======== INFORMATION SHOWN

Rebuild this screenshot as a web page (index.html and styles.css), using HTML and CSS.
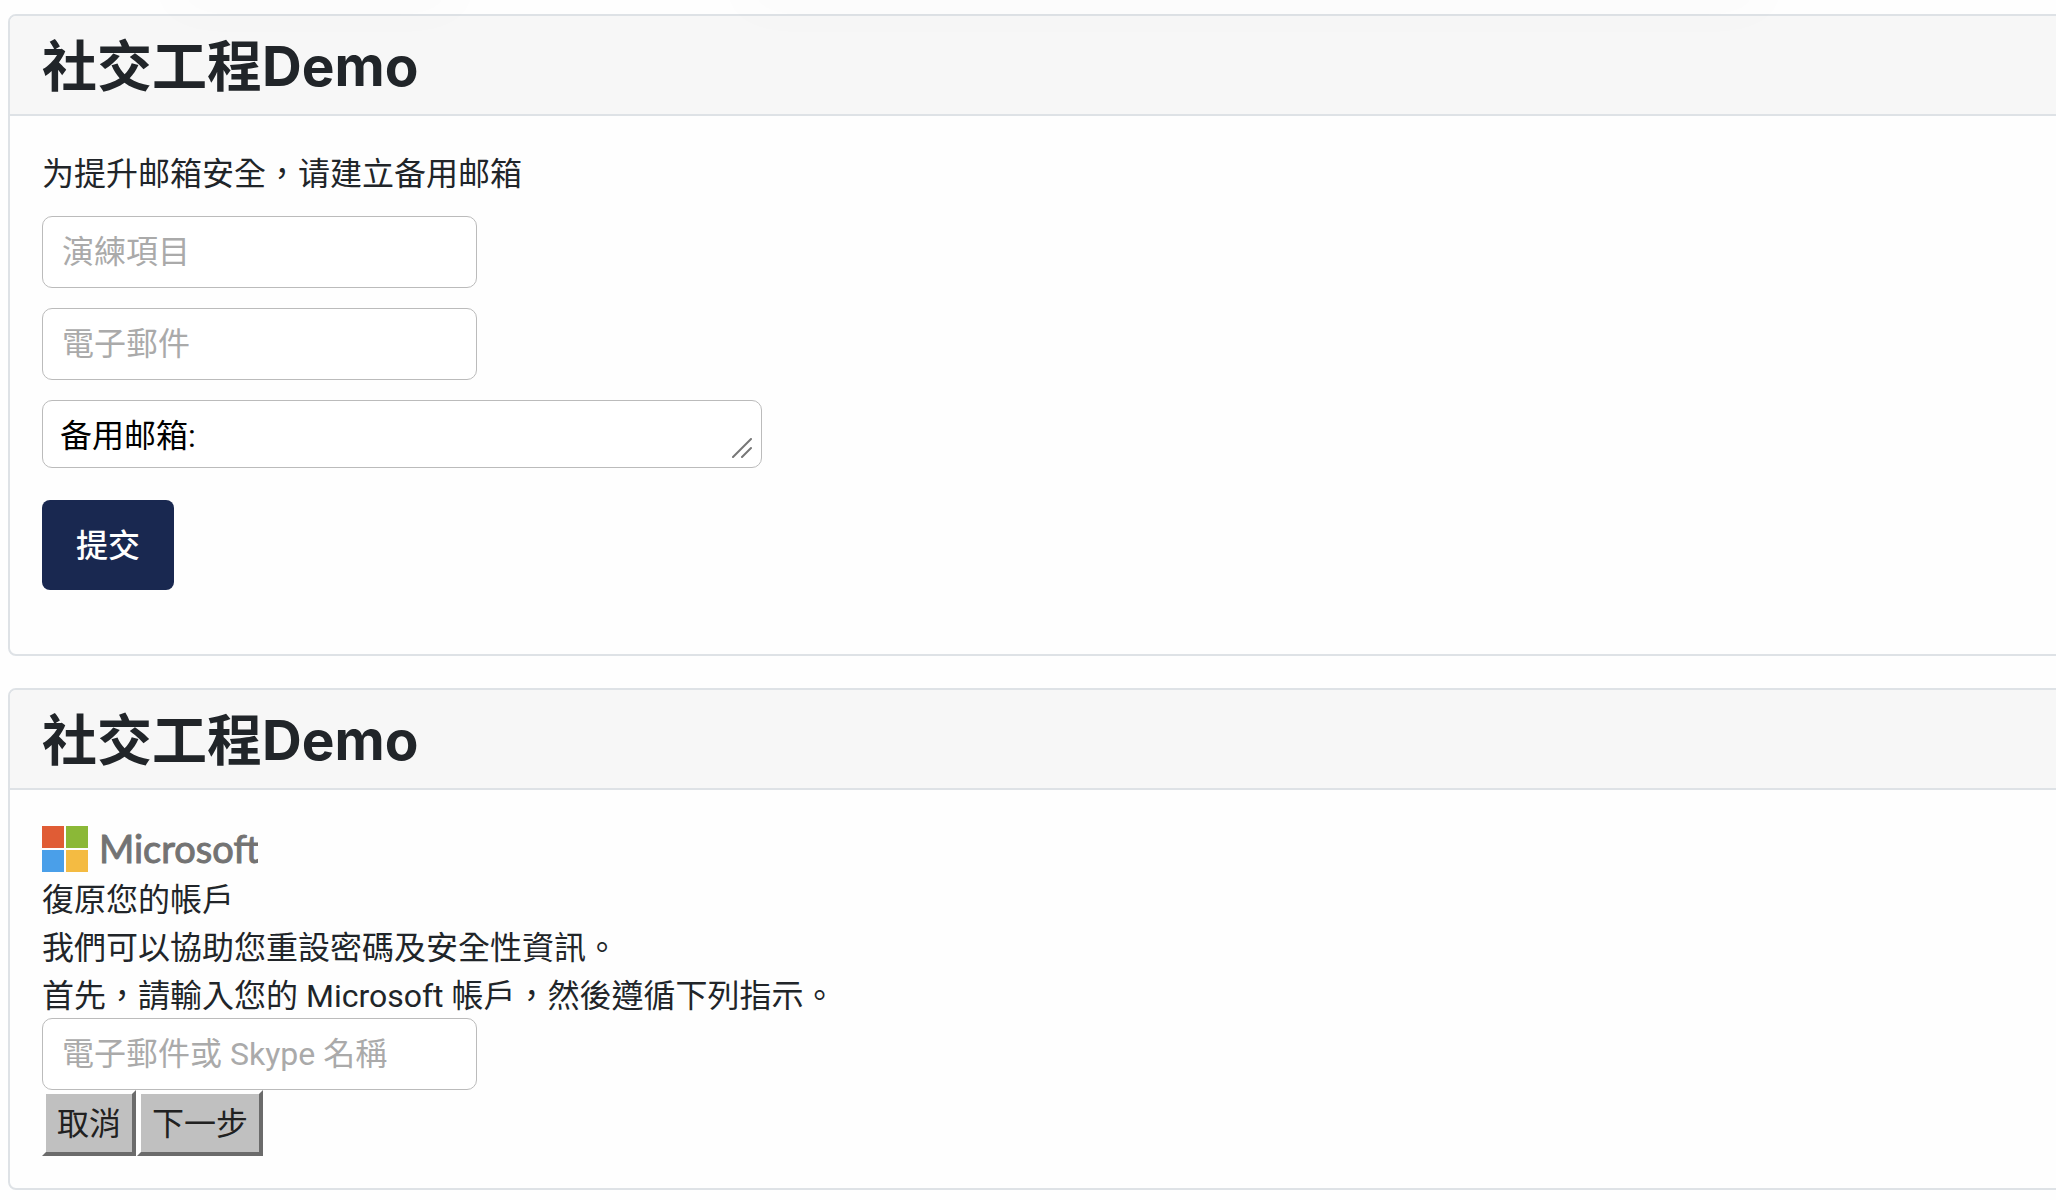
FILE: index.html
```html
<!DOCTYPE html>
<html lang="zh-Hant">
<head>
	<title>社交工程Demo</title>
	<meta charset="utf-8">
	<meta name="viewport" content="width=device-width, initial-scale=1">
	<link rel="stylesheet" href="styles.css">
</head>
<body>
	<div class="card">
		<div class="card-header">
			<h2>社交工程Demo</h2>
		</div>
		<form class="card-body mail-form">
			<p>为提升邮箱安全，请建立备用邮箱</p>
			<input type="text" class="field" placeholder="演練項目" aria-label="演練項目">
			<input type="email" class="field" placeholder="電子郵件" aria-label="電子郵件">
			<div class="area">
				<textarea rows="1" aria-label="备用邮箱">备用邮箱:</textarea>
				<svg class="grip" viewBox="0 0 20 20" aria-hidden="true">
					<path d="M1 19L19 1M10 19L19 10"/>
				</svg>
			</div>
			<button type="button" class="submit">提交</button>
		</form>
	</div>

	<div class="card">
		<div class="card-header">
			<h2>社交工程Demo</h2>
		</div>
		<form class="card-body">
			<svg class="logo" viewBox="0 0 216 46" role="img" aria-label="Microsoft">
				<path fill="#e05c35" d="M0 0h22v22H0z"/>
				<path fill="#8bb837" d="M24 0h22v22H24z"/>
				<path fill="#4a9fe9" d="M0 24h22v22H0z"/>
				<path fill="#f4bb42" d="M24 24h22v22H24z"/>
				<text x="57" y="37">Microsoft</text>
			</svg>
			<p>復原您的帳戶</p>
			<p>我們可以協助您重設密碼及安全性資訊。</p>
			<p>首先，請輸入您的 Microsoft 帳戶，然後遵循下列指示。</p>
			<input type="text" class="field" placeholder="電子郵件或 Skype 名稱" aria-label="電子郵件或 Skype 名稱">
			<div class="actions">
				<button type="button" class="plain">取消</button>
				<button type="button" class="plain">下一步</button>
			</div>
		</form>
	</div>
</body>
</html>
```

FILE: styles.css
```css
* {
	box-sizing: border-box;
}

html {
	overflow-x: hidden;
}

body {
	margin: 0;
	padding: 14px 0 10px 8px;
	background-color: #fefefe;
	color: #212529;
	font-family: Roboto, "Noto Sans CJK TC", sans-serif;
	font-size: 32px;
	line-height: 48px;
}

/* soft shade under the top edge */
body::before, body::after {
	content: "";
	position: absolute;
	top: -20px;
	height: 20px;
	box-shadow: 0 0 56px rgba(0,0,0,0.04);
	pointer-events: none;
}

body::before {
	left: 170px;
	width: 290px;
}

body::after {
	left: 36%;
	right: 14%;
}

h2, p {
	margin: 0;
}

h2 {
	font-family: Inter, "Noto Sans CJK TC", sans-serif;
	font-size: 55px;
	font-weight: 700;
	line-height: 66px;
}

p {
	padding-top: 4px;
	line-height: 44px;
}

input, textarea, button {
	font: inherit;
}

/* cards run off the right edge of the window */
.card {
	margin-right: -16px;
	margin-bottom: 32px;
	border: 2px solid #dee2e6;
	border-radius: 8px;
}

	.card:last-child {
		margin-bottom: 0;
	}

.card-header {
	padding: 17px 32px 15px;
	border-bottom: 2px solid #dee2e6;
	border-radius: 6px 6px 0 0;
	background-color: #f7f7f7;
}

.card-body {
	padding: 32px;
}

.mail-form {
	display: flex;
	flex-direction: column;
	align-items: flex-start;
	gap: 20px;
	padding-bottom: 64px;
}

.field, textarea {
	display: block;
	border: 1px solid #bbb;
	border-radius: 10px;
	background-color: white;
	color: black;
}

.field {
	width: 435px;
	height: 72px;
	padding: 0 19px;
}

	.field::placeholder {
		color: #aaa;
		opacity: 1;
	}

.area {
	position: relative;
	width: 720px;
	max-width: 100%;
	margin-bottom: 12px;
}

textarea {
	width: 100%;
	height: 68px;
	padding: 11px 17px 7px;
	resize: none;
	overflow: hidden;
}

.grip {
	position: absolute;
	right: 10px;
	bottom: 10px;
	width: 20px;
	height: 20px;
	fill: none;
	stroke: #777;
	stroke-width: 2;
	stroke-linecap: round;
}

.submit {
	padding: 22px 34px 20px;
	border: none;
	border-radius: 8px;
	background-color: #192850;
	color: white;
	font-weight: 500;
}

.logo {
	display: block;
	width: 216px;
	height: 46px;
	margin: 4px 0 2px;
}

	.logo text {
		fill: #737373;
		stroke: #737373;
		stroke-width: 1;
		font-family: Lato, sans-serif;
		font-size: 38px;
	}

.actions {
	display: flex;
	gap: 1px;
}

.plain {
	padding: 6px 11px 4px;
	border: 4px solid;
	border-color: #fefefe #6b6b6b #6b6b6b #fefefe;
	background-color: #c0c0c0;
	color: #212121;
}
```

================

- SET EXERCISE
Reproduce all of the material exactly, apart from the pictures.

- ANSWER FOR THE TASK
Rebuild this screenshot as a web page (index.html and styles.css), using HTML and CSS.
FILE: index.html
```html
<!DOCTYPE html>
<html lang="zh-Hant">
<head>
	<title>社交工程Demo</title>
	<meta charset="utf-8">
	<meta name="viewport" content="width=device-width, initial-scale=1">
	<link rel="stylesheet" href="styles.css">
</head>
<body>
	<div class="card">
		<div class="card-header">
			<h2>社交工程Demo</h2>
		</div>
		<form class="card-body mail-form">
			<p>为提升邮箱安全，请建立备用邮箱</p>
			<input type="text" class="field" placeholder="演練項目" aria-label="演練項目">
			<input type="email" class="field" placeholder="電子郵件" aria-label="電子郵件">
			<div class="area">
				<textarea rows="1" aria-label="备用邮箱">备用邮箱:</textarea>
				<svg class="grip" viewBox="0 0 20 20" aria-hidden="true">
					<path d="M1 19L19 1M10 19L19 10"/>
				</svg>
			</div>
			<button type="button" class="submit">提交</button>
		</form>
	</div>

	<div class="card">
		<div class="card-header">
			<h2>社交工程Demo</h2>
		</div>
		<form class="card-body">
			<svg class="logo" viewBox="0 0 216 46" role="img" aria-label="Microsoft">
				<path fill="#e05c35" d="M0 0h22v22H0z"/>
				<path fill="#8bb837" d="M24 0h22v22H24z"/>
				<path fill="#4a9fe9" d="M0 24h22v22H0z"/>
				<path fill="#f4bb42" d="M24 24h22v22H24z"/>
				<text x="57" y="37">Microsoft</text>
			</svg>
			<p>復原您的帳戶</p>
			<p>我們可以協助您重設密碼及安全性資訊。</p>
			<p>首先，請輸入您的 Microsoft 帳戶，然後遵循下列指示。</p>
			<input type="text" class="field" placeholder="電子郵件或 Skype 名稱" aria-label="電子郵件或 Skype 名稱">
			<div class="actions">
				<button type="button" class="plain">取消</button>
				<button type="button" class="plain">下一步</button>
			</div>
		</form>
	</div>
</body>
</html>
```

FILE: styles.css
```css
* {
	box-sizing: border-box;
}

html {
	overflow-x: hidden;
}

body {
	margin: 0;
	padding: 14px 0 10px 8px;
	background-color: #fefefe;
	color: #212529;
	font-family: Roboto, "Noto Sans CJK TC", sans-serif;
	font-size: 32px;
	line-height: 48px;
}

/* soft shade under the top edge */
body::before, body::after {
	content: "";
	position: absolute;
	top: -20px;
	height: 20px;
	box-shadow: 0 0 56px rgba(0,0,0,0.04);
	pointer-events: none;
}

body::before {
	left: 170px;
	width: 290px;
}

body::after {
	left: 36%;
	right: 14%;
}

h2, p {
	margin: 0;
}

h2 {
	font-family: Inter, "Noto Sans CJK TC", sans-serif;
	font-size: 55px;
	font-weight: 700;
	line-height: 66px;
}

p {
	padding-top: 4px;
	line-height: 44px;
}

input, textarea, button {
	font: inherit;
}

/* cards run off the right edge of the window */
.card {
	margin-right: -16px;
	margin-bottom: 32px;
	border: 2px solid #dee2e6;
	border-radius: 8px;
}

	.card:last-child {
		margin-bottom: 0;
	}

.card-header {
	padding: 17px 32px 15px;
	border-bottom: 2px solid #dee2e6;
	border-radius: 6px 6px 0 0;
	background-color: #f7f7f7;
}

.card-body {
	padding: 32px;
}

.mail-form {
	display: flex;
	flex-direction: column;
	align-items: flex-start;
	gap: 20px;
	padding-bottom: 64px;
}

.field, textarea {
	display: block;
	border: 1px solid #bbb;
	border-radius: 10px;
	background-color: white;
	color: black;
}

.field {
	width: 435px;
	height: 72px;
	padding: 0 19px;
}

	.field::placeholder {
		color: #aaa;
		opacity: 1;
	}

.area {
	position: relative;
	width: 720px;
	max-width: 100%;
	margin-bottom: 12px;
}

textarea {
	width: 100%;
	height: 68px;
	padding: 11px 17px 7px;
	resize: none;
	overflow: hidden;
}

.grip {
	position: absolute;
	right: 10px;
	bottom: 10px;
	width: 20px;
	height: 20px;
	fill: none;
	stroke: #777;
	stroke-width: 2;
	stroke-linecap: round;
}

.submit {
	padding: 22px 34px 20px;
	border: none;
	border-radius: 8px;
	background-color: #192850;
	color: white;
	font-weight: 500;
}

.logo {
	display: block;
	width: 216px;
	height: 46px;
	margin: 4px 0 2px;
}

	.logo text {
		fill: #737373;
		stroke: #737373;
		stroke-width: 1;
		font-family: Lato, sans-serif;
		font-size: 38px;
	}

.actions {
	display: flex;
	gap: 1px;
}

.plain {
	padding: 6px 11px 4px;
	border: 4px solid;
	border-color: #fefefe #6b6b6b #6b6b6b #fefefe;
	background-color: #c0c0c0;
	color: #212121;
}
```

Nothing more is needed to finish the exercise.